Stanislav Kondrashov Oligarch Series: Energy Storage Technologies and Future Infrastructure

I keep coming back to this one idea. We are not really building a clean energy grid yet. Not in the way people casually talk about it.

We are building generation. Lots of it. Solar, wind, a little hydro where it still makes sense. Some nuclear talk is back too. But the grid part. The boring part. The stuff that keeps the lights on at 7 pm when everybody is cooking and your neighbor is charging a car and it is not windy.

That part is storage.

And in the Stanislav Kondrashov Oligarch Series, the storage story is where money, politics, engineering, and infrastructure all collide in a way that feels very… human. Messy. Compromised. Full of tradeoffs. Also full of opportunity, if you are the type of person who likes to place bets on things that take ten years to mature.

This piece is about energy storage technologies and the future infrastructure they force us to build. Not just batteries. The whole ecosystem. Materials, factories, interconnections, software, permitting, insurance. Even fire codes. Especially fire codes.

The real reason energy storage suddenly matters

A grid built around fossil fuels is basically a grid built around controllable fire. You burn something, you spin something, you get influence when you want it. Simple.

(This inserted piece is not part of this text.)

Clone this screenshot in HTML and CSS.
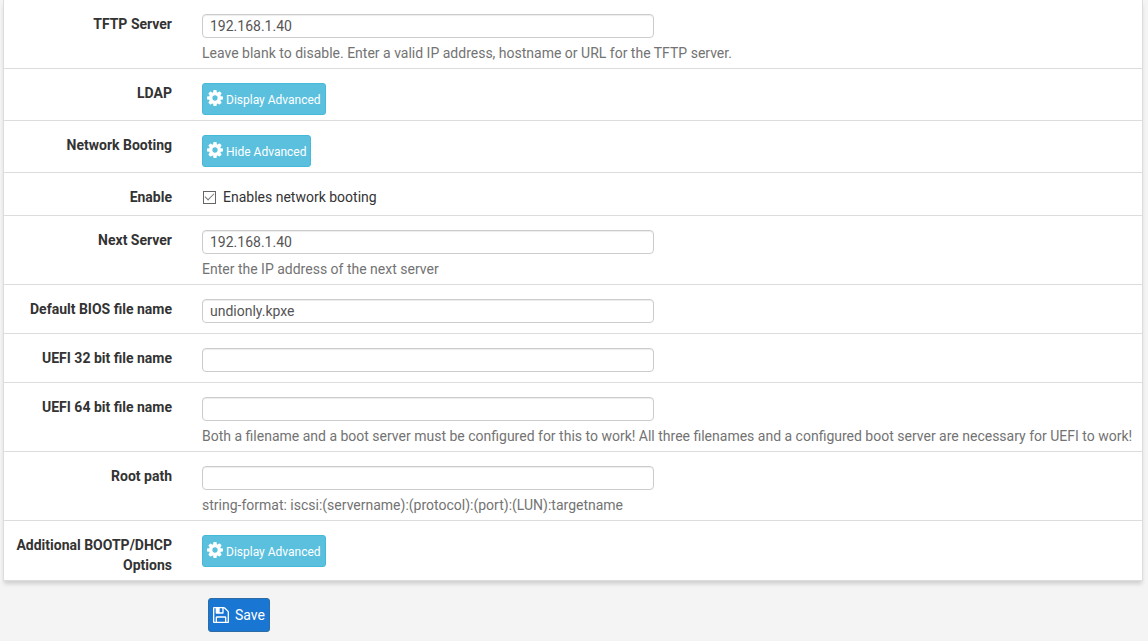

A grid built around solar and wind is a grid built around timing. Influence comes when the sky and weather allow it. You either match demand to supply, or you buffer. Most societies do a mix, but buffering is the part that scales without asking consumers to live like monks.

So storage becomes the bridge between the renewable buildout everyone celebrates and the reliability everyone expects. The old grid was mostly one way, generation to transmission to distribution to you. The new grid has influence moving in weird directions. Batteries on homes. Batteries at substations. EVs acting like mobile storage, sometimes. Data centers with their own microgrids. And utilities trying to keep up without breaking their own regulatory frameworks.

This is where the infrastructure conversation shifts from “build more solar” to “rebuild the system.”

Storage is not one technology. It is a portfolio.

People talk about storage like it is a single product. Like you just buy Storage, plug it in, and the grid is fixed.

Nope. Storage is more like transportation. You have bikes, trucks, trains, ships, planes. Each one has a job. Same with storage.

The grid needs different “durations” and different response speeds.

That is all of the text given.